PROBLEM STATEMENT:
Within the data below, state how many lines contain the string "this". Provide the number only.

DATA SHOWN:
-------

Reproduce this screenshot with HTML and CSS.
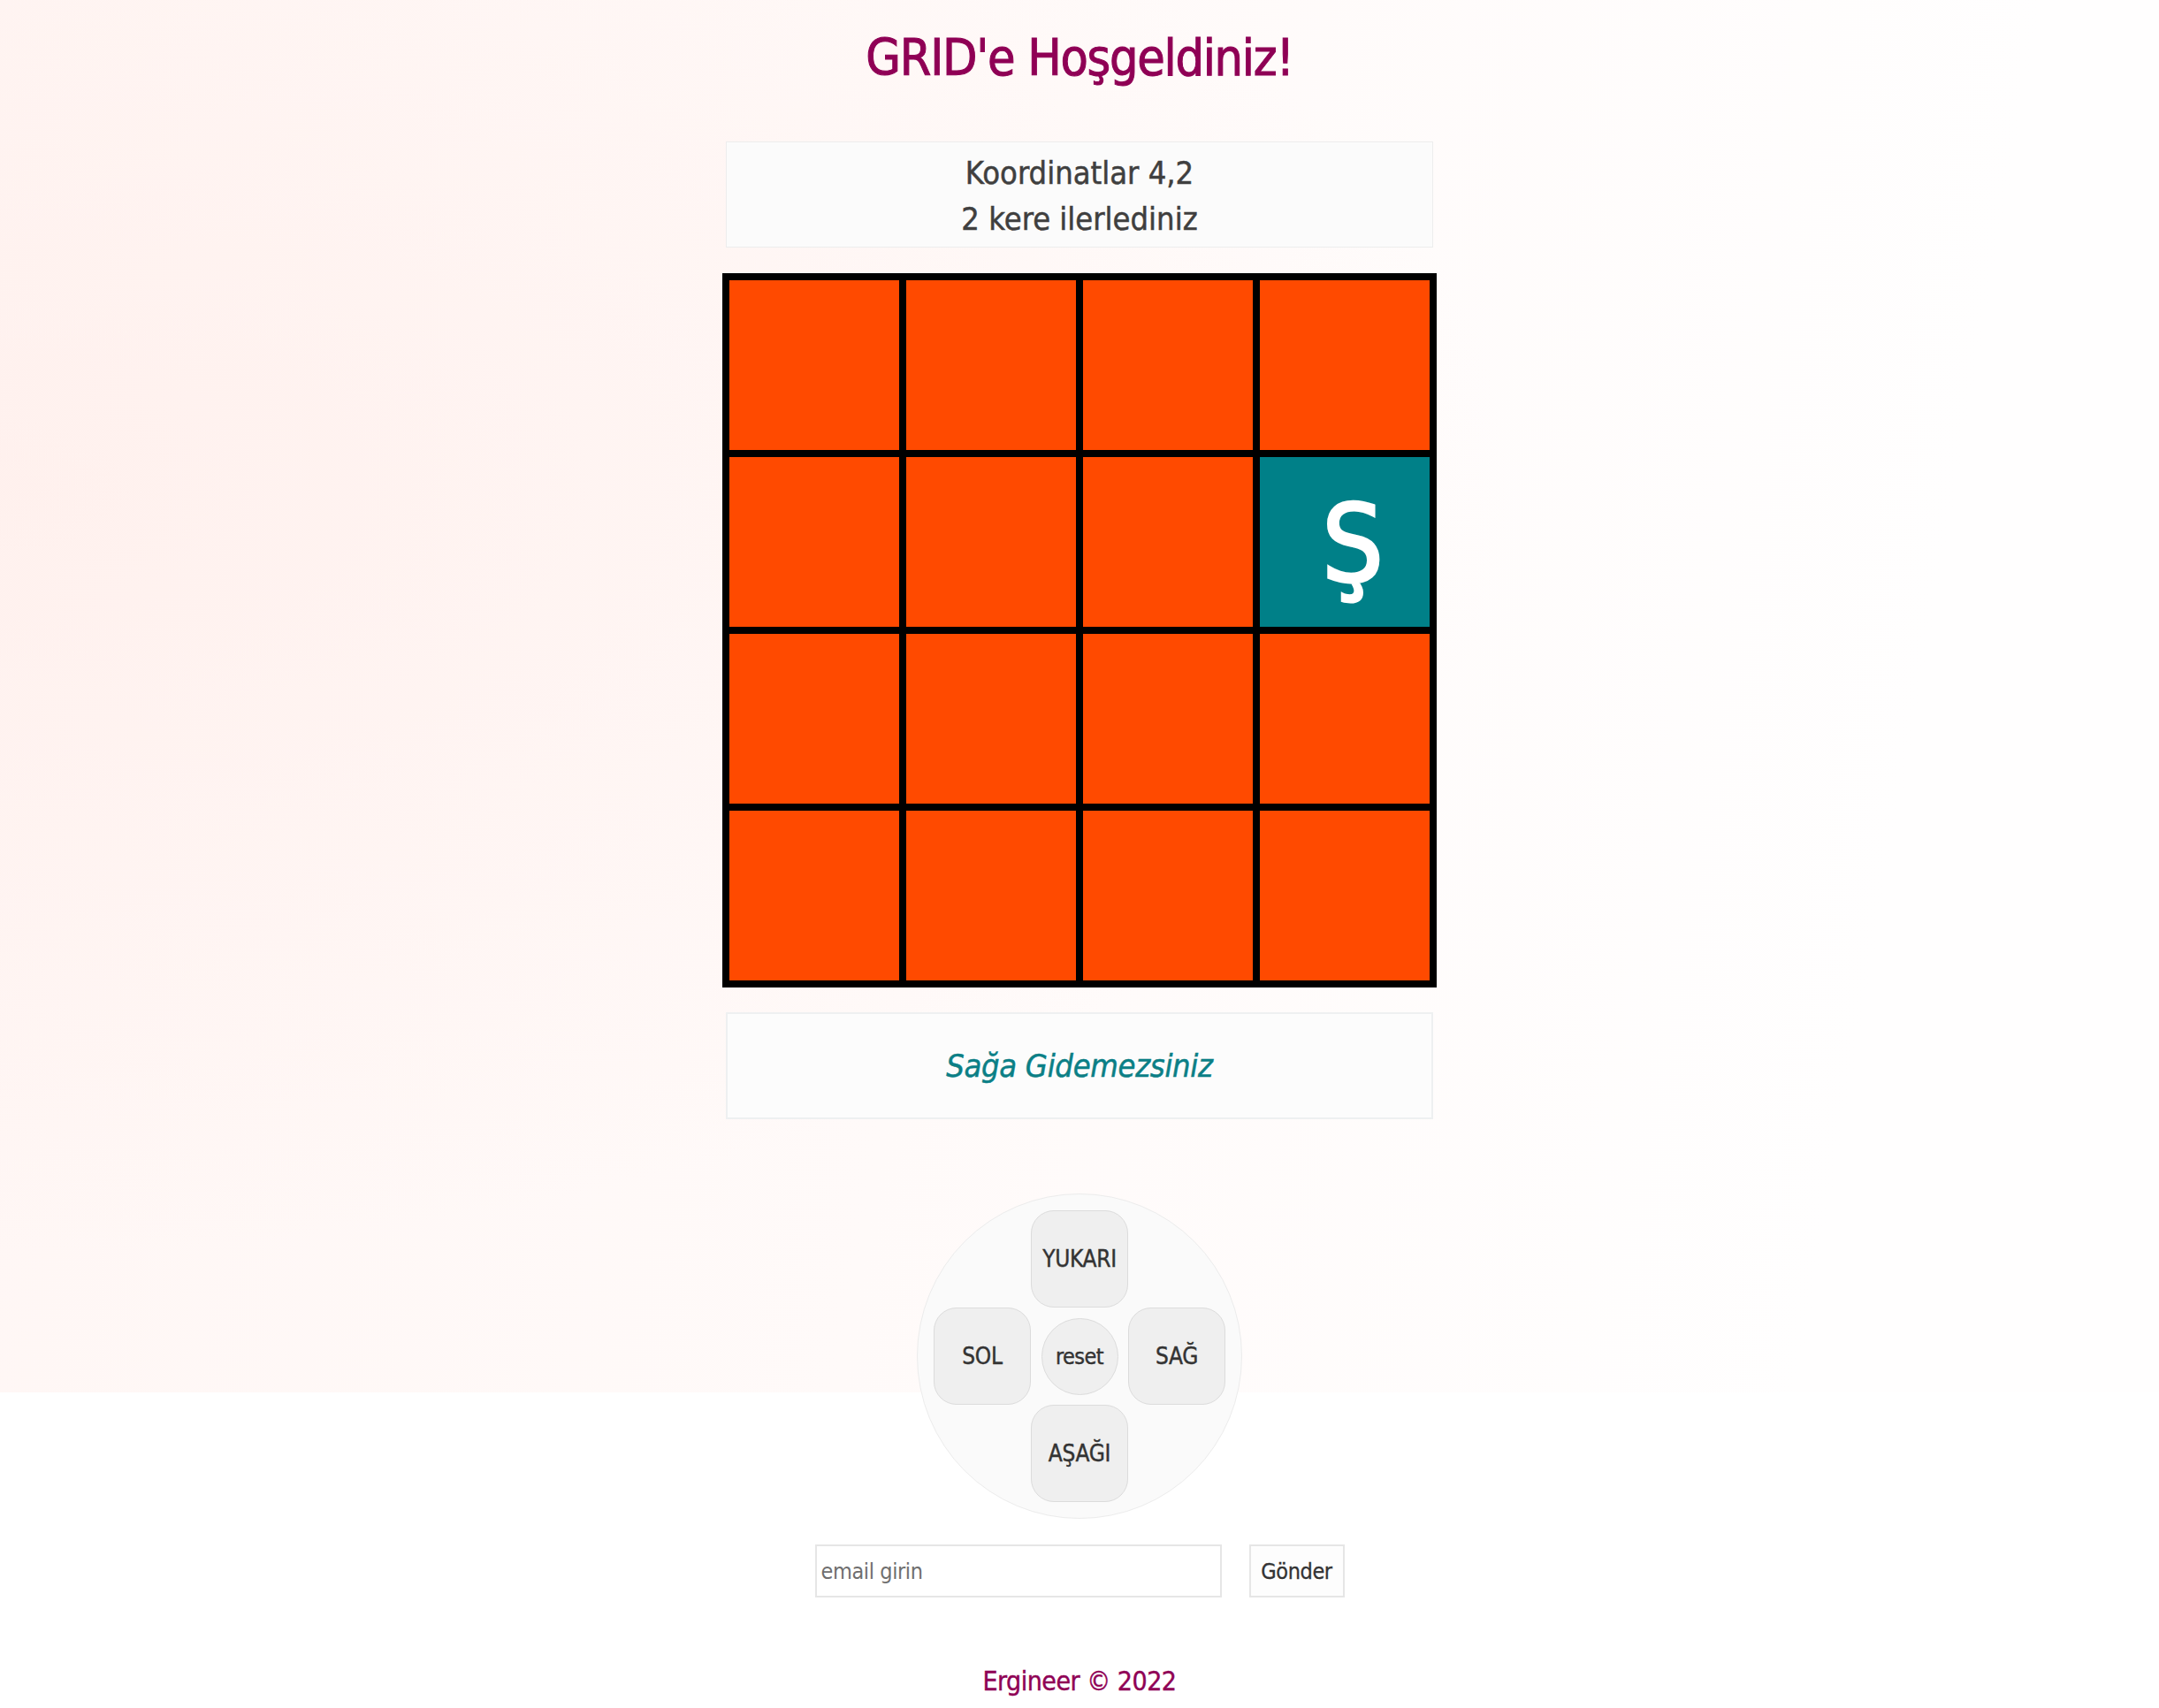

-------

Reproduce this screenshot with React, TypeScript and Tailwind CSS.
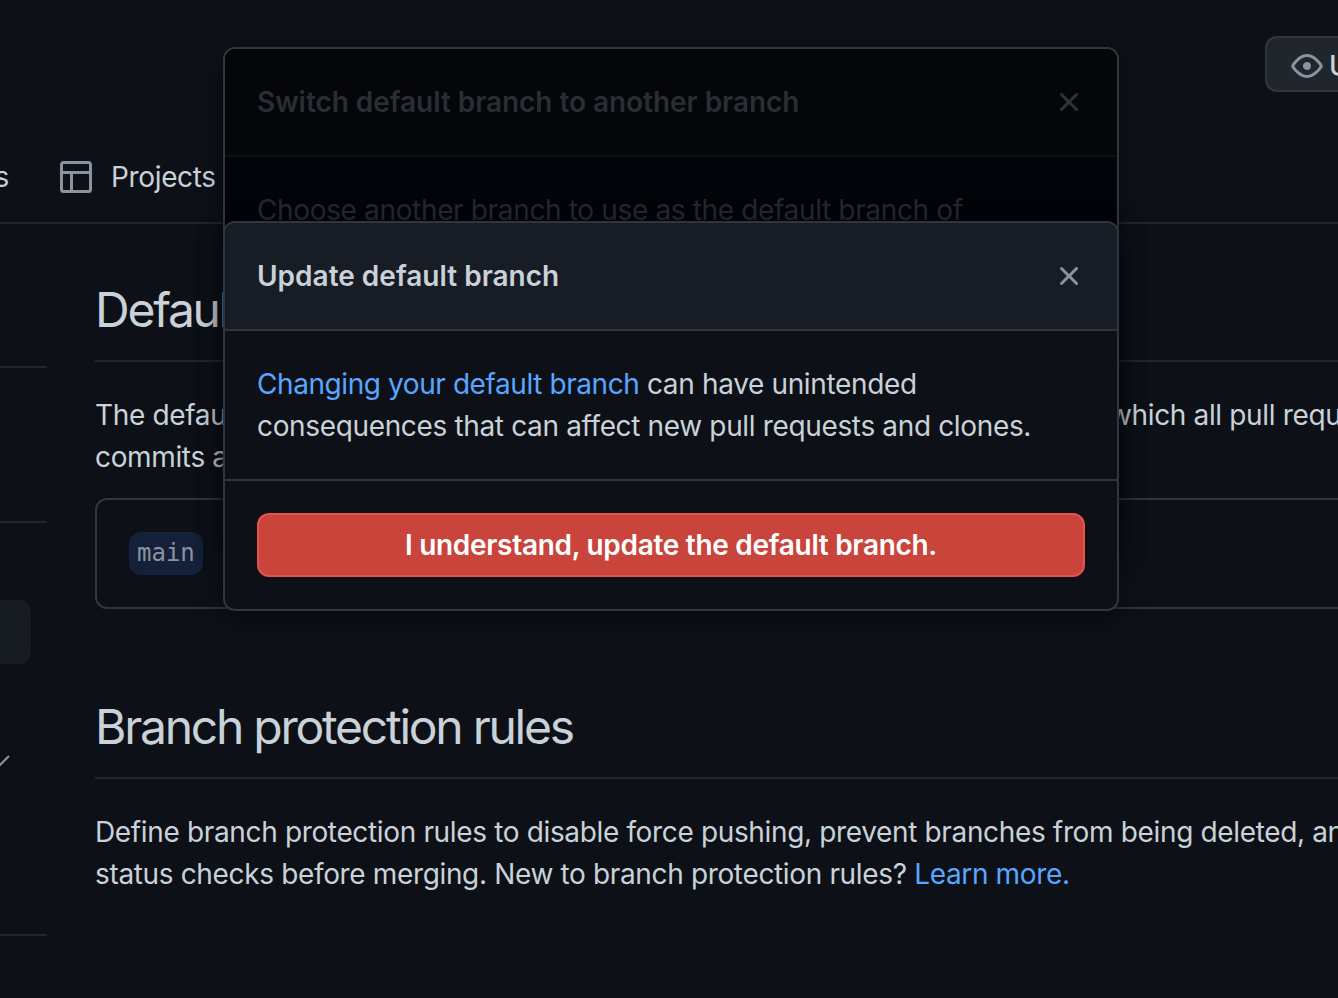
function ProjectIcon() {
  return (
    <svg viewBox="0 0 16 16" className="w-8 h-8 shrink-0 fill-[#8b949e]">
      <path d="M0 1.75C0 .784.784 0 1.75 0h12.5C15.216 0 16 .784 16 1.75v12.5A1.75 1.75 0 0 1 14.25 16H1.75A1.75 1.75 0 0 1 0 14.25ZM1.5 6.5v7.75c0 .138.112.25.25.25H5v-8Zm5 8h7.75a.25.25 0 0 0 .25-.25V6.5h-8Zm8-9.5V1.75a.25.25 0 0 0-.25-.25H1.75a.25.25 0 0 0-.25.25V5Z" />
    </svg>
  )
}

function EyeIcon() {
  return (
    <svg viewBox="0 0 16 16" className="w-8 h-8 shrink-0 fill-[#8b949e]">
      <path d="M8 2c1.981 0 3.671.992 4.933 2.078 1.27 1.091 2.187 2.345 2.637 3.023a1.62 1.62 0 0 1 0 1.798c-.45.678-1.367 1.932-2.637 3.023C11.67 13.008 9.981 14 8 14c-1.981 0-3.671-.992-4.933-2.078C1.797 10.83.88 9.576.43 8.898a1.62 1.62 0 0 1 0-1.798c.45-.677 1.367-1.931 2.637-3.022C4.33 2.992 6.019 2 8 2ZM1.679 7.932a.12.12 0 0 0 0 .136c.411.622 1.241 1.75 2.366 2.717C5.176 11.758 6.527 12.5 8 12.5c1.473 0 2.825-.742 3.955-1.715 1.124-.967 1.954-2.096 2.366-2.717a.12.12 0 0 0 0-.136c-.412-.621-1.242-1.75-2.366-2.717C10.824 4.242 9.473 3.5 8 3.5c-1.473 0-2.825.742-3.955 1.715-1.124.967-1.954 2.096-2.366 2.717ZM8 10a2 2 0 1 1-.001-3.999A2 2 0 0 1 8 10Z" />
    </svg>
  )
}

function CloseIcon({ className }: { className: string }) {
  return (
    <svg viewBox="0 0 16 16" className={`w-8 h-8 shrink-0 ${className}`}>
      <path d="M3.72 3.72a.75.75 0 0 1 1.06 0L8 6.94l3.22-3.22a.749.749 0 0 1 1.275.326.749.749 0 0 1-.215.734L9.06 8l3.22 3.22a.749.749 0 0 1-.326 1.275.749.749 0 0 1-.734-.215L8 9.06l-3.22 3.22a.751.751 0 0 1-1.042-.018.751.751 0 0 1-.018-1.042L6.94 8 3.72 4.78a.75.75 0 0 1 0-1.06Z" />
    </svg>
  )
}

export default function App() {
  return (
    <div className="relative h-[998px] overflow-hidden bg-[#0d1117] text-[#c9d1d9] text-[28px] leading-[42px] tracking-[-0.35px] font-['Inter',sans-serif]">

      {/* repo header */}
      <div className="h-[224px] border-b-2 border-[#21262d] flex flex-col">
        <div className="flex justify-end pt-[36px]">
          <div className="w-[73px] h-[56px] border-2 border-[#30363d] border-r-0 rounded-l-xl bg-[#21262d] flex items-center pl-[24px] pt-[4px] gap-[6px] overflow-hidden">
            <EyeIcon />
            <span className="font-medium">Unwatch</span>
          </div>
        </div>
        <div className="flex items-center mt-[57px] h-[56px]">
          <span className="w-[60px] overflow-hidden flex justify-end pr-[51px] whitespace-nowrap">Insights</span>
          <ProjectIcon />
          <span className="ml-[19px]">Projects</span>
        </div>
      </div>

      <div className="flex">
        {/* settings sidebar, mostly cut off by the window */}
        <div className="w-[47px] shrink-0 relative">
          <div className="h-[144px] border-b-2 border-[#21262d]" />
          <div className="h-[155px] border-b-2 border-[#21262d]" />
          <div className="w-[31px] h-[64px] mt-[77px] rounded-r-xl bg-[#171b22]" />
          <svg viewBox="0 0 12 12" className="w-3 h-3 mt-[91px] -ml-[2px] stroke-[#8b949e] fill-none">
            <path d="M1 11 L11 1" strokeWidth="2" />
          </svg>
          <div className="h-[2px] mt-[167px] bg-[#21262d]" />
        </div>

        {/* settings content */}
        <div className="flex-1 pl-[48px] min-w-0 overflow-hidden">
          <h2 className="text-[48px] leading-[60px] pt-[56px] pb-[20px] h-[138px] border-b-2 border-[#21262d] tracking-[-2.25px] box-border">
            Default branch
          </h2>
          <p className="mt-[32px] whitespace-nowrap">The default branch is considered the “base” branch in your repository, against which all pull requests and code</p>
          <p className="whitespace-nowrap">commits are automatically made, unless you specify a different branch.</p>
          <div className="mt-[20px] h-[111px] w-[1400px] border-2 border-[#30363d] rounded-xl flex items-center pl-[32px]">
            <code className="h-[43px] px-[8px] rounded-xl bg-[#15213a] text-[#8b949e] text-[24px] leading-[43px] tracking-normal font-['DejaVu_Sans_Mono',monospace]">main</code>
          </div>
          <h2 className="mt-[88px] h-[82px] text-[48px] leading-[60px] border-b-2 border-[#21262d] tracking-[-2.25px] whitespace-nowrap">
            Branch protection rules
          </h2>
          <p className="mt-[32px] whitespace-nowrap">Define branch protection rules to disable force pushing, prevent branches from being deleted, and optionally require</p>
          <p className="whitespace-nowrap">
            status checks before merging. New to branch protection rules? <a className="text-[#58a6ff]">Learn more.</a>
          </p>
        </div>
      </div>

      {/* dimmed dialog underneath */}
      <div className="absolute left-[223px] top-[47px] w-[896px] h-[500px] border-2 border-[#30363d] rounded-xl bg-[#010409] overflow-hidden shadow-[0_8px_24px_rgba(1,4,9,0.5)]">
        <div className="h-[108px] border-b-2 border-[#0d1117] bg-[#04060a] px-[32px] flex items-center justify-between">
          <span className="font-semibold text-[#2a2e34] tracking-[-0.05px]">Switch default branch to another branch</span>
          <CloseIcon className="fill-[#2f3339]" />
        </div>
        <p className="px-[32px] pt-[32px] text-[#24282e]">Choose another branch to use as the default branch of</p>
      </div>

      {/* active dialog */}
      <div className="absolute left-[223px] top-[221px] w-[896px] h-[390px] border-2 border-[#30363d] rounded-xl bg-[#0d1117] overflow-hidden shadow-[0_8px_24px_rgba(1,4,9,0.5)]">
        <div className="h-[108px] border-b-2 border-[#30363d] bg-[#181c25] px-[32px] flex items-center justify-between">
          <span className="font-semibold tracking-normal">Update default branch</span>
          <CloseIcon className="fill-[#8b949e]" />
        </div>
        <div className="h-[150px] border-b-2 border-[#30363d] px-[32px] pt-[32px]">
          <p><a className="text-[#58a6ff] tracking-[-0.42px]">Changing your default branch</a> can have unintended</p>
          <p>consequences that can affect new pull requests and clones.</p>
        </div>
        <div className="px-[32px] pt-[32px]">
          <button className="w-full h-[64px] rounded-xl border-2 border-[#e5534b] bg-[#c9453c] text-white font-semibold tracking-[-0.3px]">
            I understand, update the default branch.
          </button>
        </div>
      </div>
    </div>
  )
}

-------

TASK RESULT:
2